The official goals of the climate change convention “” The overall goal for the COP15 is to establish an agreement for ambitious global climate action to commence after the Kyoto Protocol expires in 2012.
The challenge of preventing climate change is formidable but not insurmountable. To avoid a level of climate change, which the European Union (EU) defines as an increase in the global mean surface temperature of 2°C or more above pre-industrial levels, developed countries will be required to stabilise and then cut their current greenhouse gas (GHG) emissions between 60 and 80 percent by 2050. Developing countries will have to stabilise their emissions while finding new, low carbon pathways to development. Timing is also critical: the longer action is delayed the steeper the reduction track will become and the harder climate change will be to manage (see climate change predictions).
Put simply, there are three ways to prevent climate change:
- Reduce GHG emissions by using less carbon based energy through greater efficiency - eg. higher miles per gallon in automobiles, better insulated housing, better land use, etc.
- Reduce GHG emissions by using something else which is less harmful to climate, ie substituting carbon based energy for energy produced from the sun, hydroelectricity, nuclear power, wind power, tidal power, etc.
- Reduce GHG emissions by capturing and storing carbon emissions through processes such as carbon sequestration and reforestation
However, the approaches needed to implement these measures from the level of the household all the way to that of nation states are very complex.
It is by no means certain that a post-Kyoto agreement will be reached at the COP15 meeting. Central to the prospects of reaching an agreement is whether the developed Annex I countries, including Canada, which have emitted the bulk of the human-induced carbon dioxide currently in the atmosphere, will agree to deeper cuts in their GHG emissions than emerging or lesser developed countries. The EU has taken the stance that it will unilaterally reduce its emissions by 20% below 1990 levels by 2020 and up to 30% if cooperative agreements can be reached with other developed countries (EU Communication, Jan. 28,2009). By contrast, Canada has committed to reducing its GHG emission to between 45 - 65% below 2003 levels (which were 22% already higher than 1990 levels) by 2050.
The Debate Edit
Key issues which will be under discussion in the lead up to and at COP15 will include (Sourcewatch.org):
- The baseline year that specified reduction targets will be measured against and the duration of the second commitment period.
- The proposed greenhouse gas reduction targets for both the second commitment period and beyond.
- Whether the agreement will be expanded to include greenhouse gases that are currently excluded from the Kyoto Protocol.
- Whether a new agreement will be expanded to include Greenhouse gas emissions from the international maritime industry and Greenhouse gas emissions from the international aviation industry, both of which are currently omitted from the Kyoto Protocol.
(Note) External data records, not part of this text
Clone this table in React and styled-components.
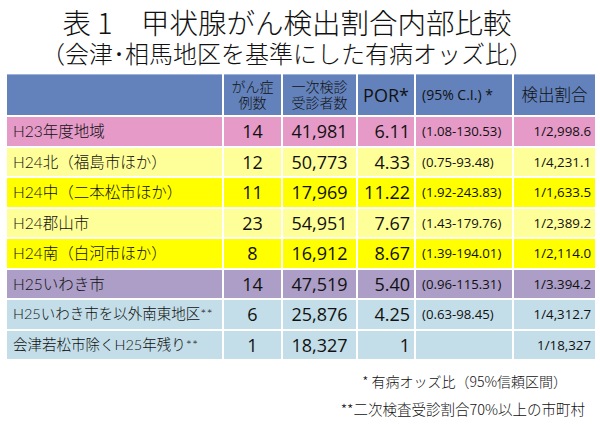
import React from "react";
import styled, { createGlobalStyle } from "styled-components";

const GlobalStyle = createGlobalStyle`
  body {
    margin: 0;
    background: #ffffff;
    font-family: Lato, "Noto Sans CJK JP", sans-serif;
    font-weight: 300;
    color: #111111;
  }
`;

const COLORS = {
  header: "#6382bb",
  pink: "#e59ac8",
  pale: "#ffff99",
  yellow: "#ffff00",
  purple: "#ac9ec7",
  blue: "#c3dee8",
};

const Page = styled.div`
  width: 600px;
  height: 425px;
  overflow: hidden;
`;

const TitleBlock = styled.div`
  display: flex;
  flex-direction: column;
  align-items: center;
  padding: 5px 26px 0 0;
  font-family: "Noto Sans CJK JP", sans-serif;
  font-weight: 300;
  color: #111;
`;

const Title = styled.div`
  font-size: 28.5px;
  line-height: 34px;
  white-space: pre;
`;

const SubTitle = styled.div`
  font-size: 24px;
  line-height: 28px;
  white-space: pre;
`;

const Table = styled.table`
  margin: 5px 0 0 5px;
  border-collapse: separate;
  border-spacing: 2px;
  table-layout: fixed;
  width: 592px;
`;

const HeadCell = styled.th`
  background: ${COLORS.header};
  height: 41px;
  padding: 0 ${(p) => p.$pad || 0}px;
  font-family: ${(p) => (p.$num ? `"Open Sans", sans-serif` : "inherit")};
  font-weight: ${(p) => (p.$num ? 400 : 300)};
  font-size: ${(p) => p.$size || 14}px;
  line-height: 16px;
  text-align: ${(p) => p.$align || "center"};
  box-shadow: inset 0 1px 0 #9db2dc;
  color: #111;
  box-sizing: border-box;
`;

const Row = styled.tr`
  background: ${(p) => p.$bg};
`;

const Cell = styled.td`
  height: 28.5px;
  padding: 0 ${(p) => p.$pad || 0}px;
  box-sizing: border-box;
  font-family: "Open Sans", sans-serif;
  font-size: ${(p) => p.$size || 18}px;
  font-weight: 400;
  text-align: ${(p) => p.$align || "center"};
  white-space: nowrap;
  overflow: hidden;
  line-height: 20px;
`;

const NameCell = styled(Cell)`
  font-family: Lato, "Noto Sans CJK JP", sans-serif;
  font-size: ${(p) => p.$size || 15.5}px;
  font-weight: 300;
  padding-left: 6px;
  text-align: left;
`;

const Footer = styled.div`
  margin-top: 6px;
  display: flex;
  flex-direction: column;
  align-items: flex-end;
  font-family: "Noto Sans CJK JP", sans-serif;
  font-weight: 300;
  color: #111;
`;

const Note = styled.div`
  font-size: ${(p) => p.$size}px;
  line-height: 28px;
  padding-right: ${(p) => p.$right}px;
  white-space: pre;
`;

const rows = [
  { name: "H23年度地域", bg: COLORS.pink, cases: "14", total: "41,981", por: "6.11", ci: "(1.08-130.53)", rate: "1/2,998.6" },
  { name: "H24北（福島市ほか）", bg: COLORS.pale, cases: "12", total: "50,773", por: "4.33", ci: "(0.75-93.48)", rate: "1/4,231.1" },
  { name: "H24中（二本松市ほか）", bg: COLORS.yellow, cases: "11", total: "17,969", por: "11.22", ci: "(1.92-243.83)", rate: "1/1,633.5" },
  { name: "H24郡山市", bg: COLORS.pale, cases: "23", total: "54,951", por: "7.67", ci: "(1.43-179.76)", rate: "1/2,389.2" },
  { name: "H24南（白河市ほか）", bg: COLORS.yellow, cases: "8", total: "16,912", por: "8.67", ci: "(1.39-194.01)", rate: "1/2,114.0" },
  { name: "H25いわき市", bg: COLORS.purple, cases: "14", total: "47,519", por: "5.40", ci: "(0.96-115.31)", rate: "1/3.394.2" },
  { name: "H25いわき市を以外南東地区**", small: true, bg: COLORS.blue, cases: "6", total: "25,876", por: "4.25", ci: "(0.63-98.45)", rate: "1/4,312.7" },
  { name: "会津若松市除くH25年残り**", small: true, bg: COLORS.blue, cases: "1", total: "18,327", por: "1", ci: "", rate: "1/18,327" },
];

export default function App() {
  return (
    <Page>
      <GlobalStyle />
      <TitleBlock>
        <Title>表 1　甲状腺がん検出割合内部比較</Title>
        <SubTitle>（会津･相馬地区を基準にした有病オッズ比）</SubTitle>
      </TitleBlock>

      <Table>
        <colgroup>
          <col style={{ width: 215 }} />
          <col style={{ width: 57 }} />
          <col style={{ width: 73 }} />
          <col style={{ width: 56 }} />
          <col style={{ width: 96 }} />
          <col style={{ width: 81 }} />
        </colgroup>
        <thead>
          <tr>
            <HeadCell />
            <HeadCell>
              がん症
              <br />
              例数
            </HeadCell>
            <HeadCell>
              一次検診
              <br />
              受診者数
            </HeadCell>
            <HeadCell $size={18} $num>
              POR*
            </HeadCell>
            <HeadCell $size={14} $align="left" $pad={6} $num>
              (95% C.I.) *
            </HeadCell>
            <HeadCell $size={16.5}>検出割合</HeadCell>
          </tr>
        </thead>
        <tbody>
          {rows.map((r) => (
            <Row key={r.name} $bg={r.bg}>
              <NameCell $size={r.small ? 14.5 : 15.5}>{r.name}</NameCell>
              <Cell>{r.cases}</Cell>
              <Cell>{r.total}</Cell>
              <Cell $align="right" $pad={4}>
                {r.por}
              </Cell>
              <Cell $align="left" $pad={6} $size={13.2}>
                {r.ci}
              </Cell>
              <Cell $align="right" $pad={4} $size={13.3}>
                {r.rate}
              </Cell>
            </Row>
          ))}
        </tbody>
      </Table>

      <Footer>
        <Note $size={14} $right={33}>* 有病オッズ比（95%信頼区間）</Note>
        <Note $size={14.5} $right={15}>**二次検査受診割合70%以上の市町村</Note>
      </Footer>
    </Page>
  );
}
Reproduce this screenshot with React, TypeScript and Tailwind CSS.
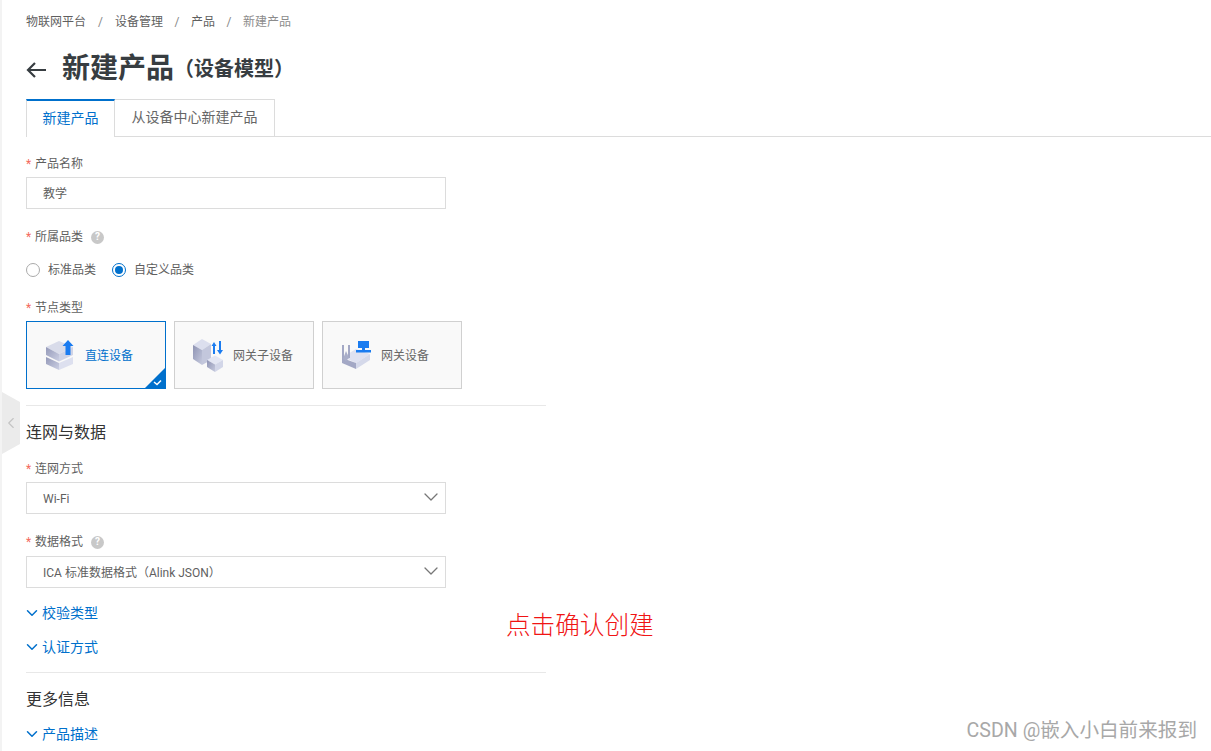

- Whether the rules governing the Clean Development Mechanism (CDM) will be tightened to ensure the environmental integrity and avoidance of greenhouse gas emissions or whether they will be relaxed.
- Whether the CDM will include the as yet unproved Carbon Capture and Storage technology being promoted as a way of allowing coal-fired power stations to continue operating and new ones to be built.
- Whether the agreement will include measures to curb the rate of deforestation, especially of tropical rainforests in developing countries - otherwise known as Reducing Emissions from Deforestation and Degradation (REDD).
There are no silver bullets in developing a climate change response.Countries will have to draw from a portfolio of policy and technology options in the areas of renewable energy, power transmission/control systems, alternative fuels and carbon capture/storage, as well as flexible and complementary policy options -- including some mix of carbon taxes, cap and trade systems, setting emissions standards and penalizing offenders,and encouraging voluntary changes of behaviour -- to gain the greatest leverage from their energy use.
Yet while most climate change actions are directed at 2030 or later, there is real evidence that well before that time the price of energy, particularly the price of oil and natural gas, will begin to rise dramatically as the supply of oil and gas dwindles and the scale conversion to alternative energy sources lags behind demand. Between 2006 and 2030 the Energy Information Administration projects ( International Energy Outlook 2009, EIA May 27, 2009) a 44% increase in the total demand for energy (from all sources), thus increasing the pressure to utilize all forms of energy regardless of their climate impact. In the short term energy is likely to get a whole lot more expensive (much as it did in the summer of 2008) and that means everything that uses energy in its production or distribution -- including manufacturing, agriculture and food, transporation and travel, heating and cooling, most everything really will become more expensive as well. The pressure of peak energy adds urgency to the need to change the manner in which we produce and use energy as well as curb our GHG emissions.
This will mean encouraging greater energy efficiency where voluntary/ regulatory actions
can make an impact; implementing price mechanisms as incentives to substitute or switch to alternative energy sources; and investing in research and innovation to ensure that new technologies are developed quickly to make new GHG efficiency, substitution and capture solutions commercially viable.
Avoiding the conflict between reducing emissions and compromising lifestyles is essential for building public support for mitigation. To achieve this, climate change policy needs to be framed in terms of an investment rather than a cost. In 2006 the Stern Review on the Economics of Climate Change, for instance, estimated a 5-20% reduction in annual global GDP depending on the climate change scenarios that came to pass. It recommended an investment of 2% of global GDP to offset the challenge. In addition, communications are needed that explain that the prudence in rapidly reducing emissions can also foster new progress, prosperity and quality of life.
An important message of the COP15 Conference is that grave and potentially irreversible climate impacts are likely to result from indecision, inactivity and a lack of global cooperation. This message however should be delivered together with a transformational vision of increased employment, less pollution, better health, food security, more stable energy prices, less pollution, better health, stronger more resilient communities and sustainable development.